There are already a few AI-based roto tools out there - Adobe’s Rotobrush, Rotobot, and RunwayML for example — but the most that can be said for all of them is that they can quickly generate good garbage mattes. Unfortunately, the mattes are computed on a per-frame basis so they also don't always maintain temporal consistency. And again, the difference between a garbage matte and the final matte is the edges. I'm afraid I agree with Ross Shain, Chief Product Officer for Boris FX when he says rather than try to develop a fully automated solution, he’d like to see the focus be on using AI as a roto assist to minimize repetitive tasks and increase productivity.
So what about the prospects of AI taking our roto jobs away? Not to worry, an "all AI" solution is a very long way off. The keys to roto quality and productivity are choosing the right start frame, the choice of shape breakdowns, the placement of control points, and the selection of keyframe strategies. These are all very shot-dependent and require a great deal of experience to get right, so they will remain elusive to AI for many years to come, perhaps even permanently.
What we will see is AI contributing around the margins with productivity tools, but I believe roto will still be an artist-driven process.
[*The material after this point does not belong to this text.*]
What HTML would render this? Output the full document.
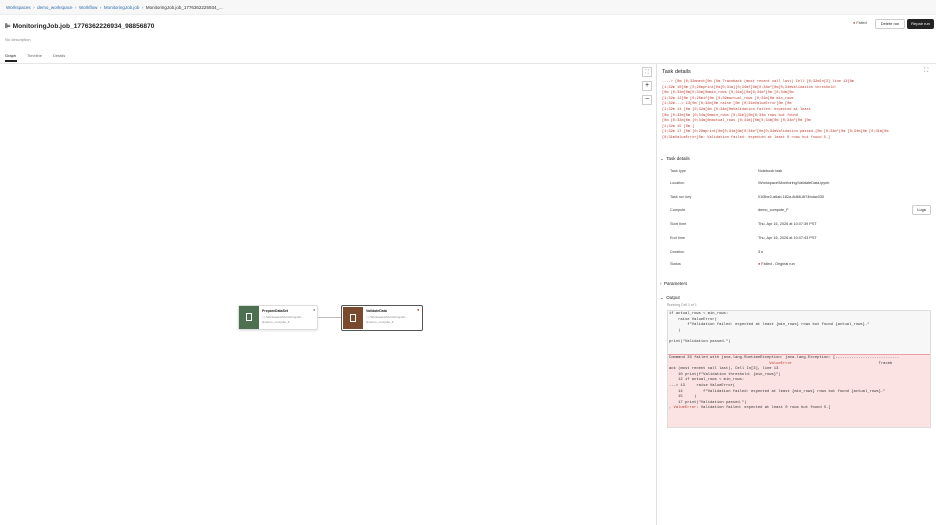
<!DOCTYPE html>
<html><head><meta charset="utf-8"><style>
*{margin:0;padding:0;box-sizing:border-box}
body{width:936px;height:525px;overflow:hidden;background:#fff;font-family:"Liberation Sans",sans-serif;color:#222;position:relative}
.a{position:absolute;white-space:nowrap}
.bc{left:0;top:0;width:936px;height:15px;background:#f7f7f7;border-bottom:1px solid #eee;font-size:4.5px;color:#2a6bb0;padding:5px 6px}
.log{font-family:"Liberation Mono",monospace;font-size:3.6px;color:#c0392b;line-height:5.6px;left:662px;top:80px}
.lbl{font-size:3.8px;color:#444;left:670px}
.val{font-size:3.8px;color:#333;left:758px}
.code{font-family:"Liberation Mono",monospace;font-size:3.8px;line-height:5.6px}
</style></head><body>
<div class="a bc">Workspaces &nbsp;›&nbsp; demo_workspace &nbsp;›&nbsp; Workflow &nbsp;›&nbsp; MonitoringJob.job &nbsp;›&nbsp; <span style="color:#333">MonitoringJob.job_1776362226934_...</span></div>
<div class="a" style="left:5px;top:22px;font-size:6.6px;font-weight:bold;color:#222">⊫ MonitoringJob.job_1776362226934_98856870</div>
<div class="a" style="left:5px;top:37px;font-size:4px;color:#888">No description</div>
<div class="a" style="left:853px;top:21px;font-size:3.8px;color:#444"><span style="color:#c0392b">●</span> Failed</div>
<div class="a" style="left:875px;top:19px;width:30px;height:10px;border:1px solid #ccc;border-radius:2px;font-size:4px;text-align:center;line-height:8px">Delete run</div>
<div class="a" style="left:907px;top:19px;width:27px;height:10px;background:#222;border-radius:2px;font-size:4px;color:#fff;text-align:center;line-height:10px">Repair run</div>
<div class="a" style="left:5px;top:53px;font-size:4px;color:#222">Graph</div>
<div class="a" style="left:5px;top:60px;width:12px;height:1.5px;background:#222"></div>
<div class="a" style="left:27px;top:53px;font-size:4px;color:#666">Timeline</div>
<div class="a" style="left:53px;top:53px;font-size:4px;color:#666">Details</div>
<div class="a" style="left:0;top:63px;width:936px;height:1px;background:#e6e6e6"></div>
<div class="a" style="left:656px;top:63px;width:1px;height:462px;background:#e0e0e0"></div>
<div class="a" style="left:642px;top:67px;width:10px;height:10px;border:1px solid #ccc;font-size:5px;text-align:center;line-height:8px;color:#888">⛶</div>
<div class="a" style="left:642px;top:81px;width:10px;height:10px;border:1px solid #ccc;font-size:7px;text-align:center;line-height:8px">+</div>
<div class="a" style="left:642px;top:95px;width:10px;height:10px;border:1px solid #ccc;font-size:7px;text-align:center;line-height:8px">−</div>
<!-- nodes -->
<div class="a" style="left:238px;top:305px;width:80px;height:25px;border:1px solid #ddd;border-radius:2px;background:#fff;box-shadow:0 1px 2px rgba(0,0,0,.1)"></div>
<div class="a" style="left:239px;top:306px;width:20px;height:23px;background:#4c7050"></div>
<div class="a" style="left:246px;top:313px;width:6px;height:8px;border:1px solid #fff"></div>
<div class="a" style="left:262px;top:309px;font-size:3.5px;font-weight:bold">PrepareDataSet</div>
<div class="a" style="left:262px;top:315px;font-size:3px;color:#888">▢ /Workspace/MonitoringJob...</div>
<div class="a" style="left:262px;top:320px;font-size:3px;color:#888">⊞ demo_compute_F</div>
<div class="a" style="left:313px;top:307px;font-size:4px;color:#888">●</div>
<div class="a" style="left:318px;top:317px;width:23px;height:1px;background:#bbb"></div>
<div class="a" style="left:341px;top:305px;width:82px;height:26px;border:1.5px solid #555;border-radius:2px;background:#fff"></div>
<div class="a" style="left:343px;top:307px;width:20px;height:22px;background:#7a4a2e"></div>
<div class="a" style="left:350px;top:314px;width:6px;height:8px;border:1px solid #fff"></div>
<div class="a" style="left:366px;top:309px;font-size:3.5px;font-weight:bold">ValidateData</div>
<div class="a" style="left:366px;top:315px;font-size:3px;color:#888">▢ /Workspace/MonitoringJob...</div>
<div class="a" style="left:366px;top:320px;font-size:3px;color:#888">⊞ demo_compute_F</div>
<div class="a" style="left:417px;top:307px;font-size:4px;color:#c0392b">●</div>
<!-- panel -->
<div class="a" style="left:662px;top:69px;font-size:5.5px;color:#222">Task details</div>
<div class="a" style="left:924px;top:68px;font-size:6px;color:#888">⛶</div>
<div class="a log">----&gt; [0m   [0;32mnext[0m [0m Traceback (most recent call last)  Cell [0;32mIn[3]  line 13[0m<br>[1;32m 10[0m  [0;28mprint[0m[0;31m][0;34mf[0m[0;34m"[0m[0;34mValidation threshold:<br>[0m [0;32m[0m[0;34m[0mmin_rows [0;31m}[0m[0;34m"[0m [0;34m[0m<br>[1;32m 12[0m [0;28mif[0m [0;39mactual_rows [0;31m[0m min_rows<br>[1;32m---&gt; 13[0m [0;32m[0m raise [0m [0;31mValueError[0m [0m<br>[1;32m 14 [0m  [0;32m[0m [0;34m[0mValidation failed: expected at least<br>[0m [0;32m[0m [0;34m[0mmin_rows [0;31m}[0m[0;34m rows but found<br>[0m [0;32m[0m [0;34m[0mactual_rows [0;31m}[0m[0;34m[0m [0;34m"[0m [0m<br>[1;32m 15 [0m ]<br>[1;32m 17 [0m [0;28mprint[0m[0;31m[0m[0;34m"[0m[0;34mValidation passed.[0m [0;34m"[0m [0;34m[0m [0;31m[0m<br>[0;31mValueError[0m: Validation failed: expected at least 0 rows but found 5.]</div>
<div class="a" style="left:660px;top:156px;font-size:4.5px">⌄ &nbsp;Task details</div>
<div class="a lbl" style="top:169px">Task type</div><div class="a val" style="top:169px">Notebook task</div>
<div class="a lbl" style="top:181px">Location</div><div class="a val" style="top:181px">/Workspace/Monitoring/ValidateData.ipynb</div>
<div class="a lbl" style="top:195px">Task run key</div><div class="a val" style="top:195px">01f3be2-a6ab-182a-8d66-8f74bdac030</div>
<div class="a lbl" style="top:208px">Compute</div><div class="a val" style="top:208px">demo_compute_F</div>
<div class="a" style="left:912px;top:205px;width:19px;height:10px;border:1px solid #ccc;border-radius:2px;font-size:4px;text-align:center;line-height:8px">Logs</div>
<div class="a lbl" style="top:222px">Start time</div><div class="a val" style="top:222px">Thu, Apr 16, 2026 at 10:07:39 PST</div>
<div class="a lbl" style="top:236px">End time</div><div class="a val" style="top:236px">Thu, Apr 16, 2026 at 10:07:43 PST</div>
<div class="a lbl" style="top:250px">Duration</div><div class="a val" style="top:250px">3 s</div>
<div class="a lbl" style="top:262px">Status</div><div class="a val" style="top:262px"><span style="color:#c0392b">●</span> Failed - Original run</div>
<div class="a" style="left:660px;top:281px;font-size:4.5px">› &nbsp;Parameters</div>
<div class="a" style="left:660px;top:295px;font-size:4.5px">⌄ &nbsp;Output</div>
<div class="a" style="left:667px;top:303px;font-size:3.5px;color:#888">Running Cell 1 of 1</div>
<div class="a" style="left:667px;top:310px;width:264px;height:118px;border:1px solid #ddd;background:#f7f7f7"></div>
<div class="a code" style="left:669px;top:312px;color:#333">if actual_rows &lt; min_rows:<br>&nbsp;&nbsp;&nbsp;&nbsp;raise ValueError(<br>&nbsp;&nbsp;&nbsp;&nbsp;&nbsp;&nbsp;&nbsp;&nbsp;f"Validation failed: expected at least {min_rows} rows but found {actual_rows}."<br>&nbsp;&nbsp;&nbsp;&nbsp;)<br><br>print("Validation passed.")</div>
<div class="a" style="left:668px;top:354px;width:262px;height:73px;background:#fbe3e3;border-top:1px solid #e8a0a0"></div>
<div class="a code" style="left:669px;top:356px;color:#333">Command 33 failed with java.lang.RuntimeException: java.lang.Exception: [----------------------------<br><span style="color:#c0392b">&nbsp;&nbsp;&nbsp;&nbsp;&nbsp;&nbsp;&nbsp;&nbsp;&nbsp;&nbsp;&nbsp;&nbsp;&nbsp;&nbsp;&nbsp;&nbsp;&nbsp;&nbsp;&nbsp;&nbsp;&nbsp;&nbsp;&nbsp;&nbsp;&nbsp;&nbsp;&nbsp;&nbsp;&nbsp;&nbsp;&nbsp;&nbsp;&nbsp;&nbsp;&nbsp;&nbsp;&nbsp;&nbsp;&nbsp;&nbsp;&nbsp;&nbsp;&nbsp;&nbsp;ValueError</span>&nbsp;&nbsp;&nbsp;&nbsp;&nbsp;&nbsp;&nbsp;&nbsp;&nbsp;&nbsp;&nbsp;&nbsp;&nbsp;&nbsp;&nbsp;&nbsp;&nbsp;&nbsp;&nbsp;&nbsp;&nbsp;&nbsp;&nbsp;&nbsp;&nbsp;&nbsp;&nbsp;&nbsp;&nbsp;&nbsp;&nbsp;&nbsp;&nbsp;&nbsp;&nbsp;&nbsp;&nbsp;&nbsp;Traceb<br>ack (most recent call last), Cell In[3], line 13<br>&nbsp;&nbsp;&nbsp;&nbsp;10 print(f"Validation threshold: {min_rows}")<br>&nbsp;&nbsp;&nbsp;&nbsp;12 if actual_rows &lt; min_rows:<br>---&gt; 13&nbsp;&nbsp;&nbsp;&nbsp;&nbsp;raise ValueError(<br>&nbsp;&nbsp;&nbsp;&nbsp;14&nbsp;&nbsp;&nbsp;&nbsp;&nbsp;&nbsp;&nbsp;&nbsp;&nbsp;f"Validation failed: expected at least {min_rows} rows but found {actual_rows}."<br>&nbsp;&nbsp;&nbsp;&nbsp;15&nbsp;&nbsp;&nbsp;&nbsp;&nbsp;)<br>&nbsp;&nbsp;&nbsp;&nbsp;17 print("Validation passed.")<br><span style="color:#c0392b">, ValueError</span>: Validation failed: expected at least 0 rows but found 5.]</div>
</body></html>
Industry experts point out that the demand for roto is actually increasing for two reasons. First, there is a steady increase in the use of visual effects in movies and TV shows overall. Second, the new virtual stages with their LED panels actually need a great deal of roto for finishing. And there will always be badly lit green screen shots to rescue. Regardless of the direction of the technological evolution of visual effects, there will always be a need to isolate elements for special treatment. This guarantees that there will be plenty of jobs for artists that are skilled in the invisible art of roto.